At a certain point, the conversation shifts from “Which plan should I choose?” to “How much time is this going to take me?”

That’s where the provider makes a real difference.

A platform like IRA Club SBS is built around removing that friction. Flat fees that don’t increase as your assets grow, payroll integration that keeps contributions on track automatically and full-service administration so compliance doesn’t land on your desk.

Building Something That Holds Up Over Time

You don’t need a complicated strategy to build a solid retirement foundation. You need one that’s consistent and sustainable.

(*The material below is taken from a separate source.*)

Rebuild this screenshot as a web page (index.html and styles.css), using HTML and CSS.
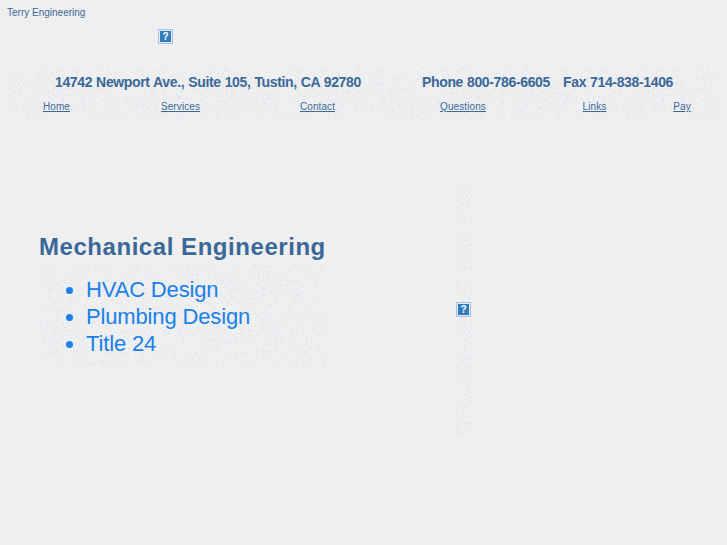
FILE: index.html
```html
<!DOCTYPE html>
<html lang="en">
<head>
  <meta charset="UTF-8">
  <meta name="viewport" content="width=device-width, initial-scale=1.0">
  <title>Terry Engineering</title>
  <link rel="stylesheet" href="styles.css">
</head>
<body>
  <header class="top">
    <div class="site-name">Terry Engineering</div>
    <div class="logo-slot">
      <svg class="broken-img" viewBox="0 0 15 15" role="img" aria-label="?">
        <rect x="0.5" y="0.5" width="14" height="14" fill="#e4edf6" stroke="#a9c3de"/>
        <rect x="2" y="2" width="11" height="11" fill="#2f7cc0"/>
        <text x="7.5" y="11.2" text-anchor="middle" class="broken-mark">?</text>
      </svg>
    </div>
  </header>

  <section class="band">
    <div class="contact-row">
      <span class="address">14742 Newport Ave., Suite 105, Tustin, CA 92780</span>
      <span class="phone">Phone 800-786-6605</span>
      <span class="fax">Fax 714-838-1406</span>
    </div>
    <nav class="nav-row">
      <a href="#">Home</a>
      <a href="#">Services</a>
      <a href="#">Contact</a>
      <a href="#">Questions</a>
      <a href="#">Links</a>
      <a href="#">Pay</a>
    </nav>
  </section>

  <main class="content">
    <div class="left-col">
      <h1>Mechanical Engineering</h1>
      <ul class="service-list speckle">
        <li>HVAC Design</li>
        <li>Plumbing Design</li>
        <li>Title 24</li>
      </ul>
    </div>
    <div class="side-col speckle">
      <svg class="broken-img" viewBox="0 0 15 15" role="img" aria-label="?">
        <rect x="0.5" y="0.5" width="14" height="14" fill="#e4edf6" stroke="#a9c3de"/>
        <rect x="2" y="2" width="11" height="11" fill="#2f7cc0"/>
        <text x="7.5" y="11.2" text-anchor="middle" class="broken-mark">?</text>
      </svg>
    </div>
  </main>
</body>
</html>
```

FILE: styles.css
```css
html, body {
  margin: 0;
  padding: 0;
}
body {
  background: #efefef;
  color: #3a6899;
  font-family: "Liberation Sans", Arial, sans-serif;
}
a {
  color: #3a6899;
}

/* top */
.top {
  height: 68px;
}
.site-name {
  padding: 7px 0 0 7px;
  font-size: 10px;
  line-height: 12px;
}
.logo-slot {
  padding: 10px 0 0 158px;
}
.broken-img {
  display: block;
  width: 15px;
  height: 15px;
}
.broken-mark {
  fill: #fff;
  font-family: "Liberation Sans", Arial, sans-serif;
  font-size: 10px;
  font-weight: bold;
}

/* speckled texture: thresholded svg noise */
.speckle, .band {
  background-color: #efefef;
  background-image: url("data:image/svg+xml,%3Csvg xmlns='http://www.w3.org/2000/svg' width='300' height='300'%3E%3Cfilter id='n' x='0' y='0' width='100%25' height='100%25' color-interpolation-filters='sRGB'%3E%3CfeTurbulence type='fractalNoise' baseFrequency='1.4' numOctaves='1' seed='4' stitchTiles='stitch'/%3E%3CfeColorMatrix values='0 0 0 0 .85 0 0 0 0 .89 0 0 0 0 .95 30 0 0 0 -19'/%3E%3C/filter%3E%3Crect width='300' height='300' filter='url(%23n)'/%3E%3C/svg%3E");
}

/* address + nav band */
.band {
  margin-left: 8px;
  width: 712px;
  height: 52px;
}
.contact-row {
  display: flex;
  padding: 6px 0 0 47px;
  font-size: 14px;
  font-weight: bold;
  line-height: 17px;
  letter-spacing: -0.35px;
  word-spacing: 0.4px;
}
.address {
  width: 367px;
}
.phone {
  width: 141px;
}
.nav-row {
  display: grid;
  grid-template-columns: 97px 151px 123px 168px 95px 80px;
  margin-top: 10px;
  font-size: 10px;
  letter-spacing: 0.1px;
  line-height: 12px;
  text-align: center;
}

/* main content */
.content {
  display: flex;
  align-items: flex-start;
  padding: 60px 0 0 38px;
}
.left-col {
  width: 288px;
  padding-top: 53px;
}
h1 {
  margin: 0 0 4px 1px;
  font-size: 24px;
  letter-spacing: 0.55px;
  line-height: 28px;
  white-space: nowrap;
}
.service-list {
  margin: 0;
  padding: 11px 0 9px 48px;
  color: #1a80ea;
  font-size: 22px;
  letter-spacing: -0.15px;
  line-height: 27px;
}
.side-col {
  display: flex;
  align-items: center;
  width: 16px;
  height: 258px;
  margin-left: 130px;
}
```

A few principles go a long way:

  • Start earlier than feels necessary

  • Keep contributions steady, even during slower periods

  • Choose simplicity over complexity

  • Separate business risk from personal security

  • Work with systems that reduce your involvement, not increase it

Over time, those decisions compound — quietly, but meaningfully.

The Bottom Line

The best small business owner retirement strategies aren’t the ones that look impressive on paper. They’re the ones that fit into a busy schedule and keep working without constant attention.

You’ve already taken on the challenge of building a business. Retirement planning shouldn’t feel like another full-time job.

Your employees deserve a plan they can rely on.

And you deserve one that doesn’t pull you away from running your business.